How much money do you estimate is needed? Enough to make a pencil worth $10,000 - or even more?

People who are not familiar with history are doomed to repeat it. All of the technically clever money systems you have imagined have been tried repeatedly in the past and all have failed for the same predictable reasons such as "Flucht in die Sachwerte".

Let's say we have a fixed money supply, and the GDP grows by 4.5%. What will happen?

Real estate, wages and raw materials will generally remain at the same price - while the price of manufactured goods will decline by 4.5%. How frightening!

Contrast this to a monetarist solution where the currency is debased by 4.5% that year. What will happen?

Real estate, wages and raw materials will generally rise by 4.5% - while the price of manufactured goods will remain the same - and savers pay a 4.5% hidden tax to the central bank.

How is this better?

Would creating even more money be more efficient?

Real estate, wages and raw materials could generally rise by 950% - while the price of manufactured goods will increase by 945%.

Are we getting to your preferred level of "enough money" yet?

If a gold-based monetary system existed, in an economy where no additional gold could be found, this would be a fixed money supply.

In practice, gold can be mined. When the price of god is set by market, there is little incentive to mine gold - as the costs of mining an ounce of gold merely buy you an ounce worth of gold-backed money.
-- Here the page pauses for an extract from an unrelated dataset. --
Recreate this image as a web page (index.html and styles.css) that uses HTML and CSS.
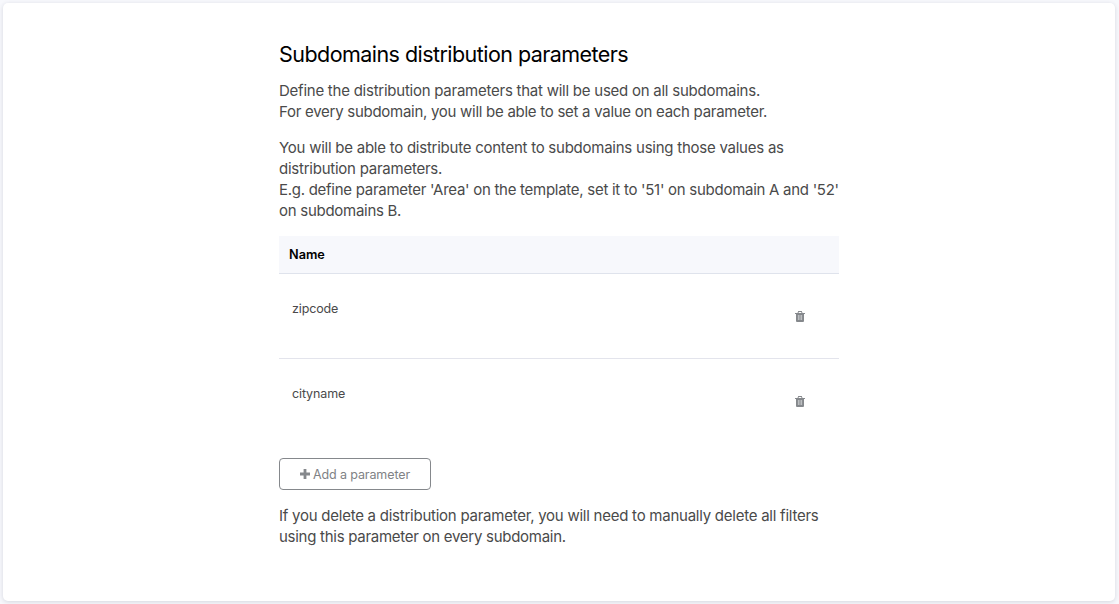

Effectively this leads to very little mining except when new abundant regions are found or new cheaper methods of production are discovered. Examples of this are the Spanish conquest of Latin America, which led to ruinous inflation in Spain, and the discovery of gold in California.

This system has proven itself over a very long period of time. Lenin and others have attempted to run a "scientific" economy and have seen their results come up short.

Yet may people need to learn all of these truths on their own by placing their hand onto the piping hot stove - they can't learn any other way. Only through the pain of personal experience can they come to wisdom. This is why "currency crank" economics becomes popular again and again, in spite of uniform failure. Once the lesson is forgotten, it needs to be re-learned.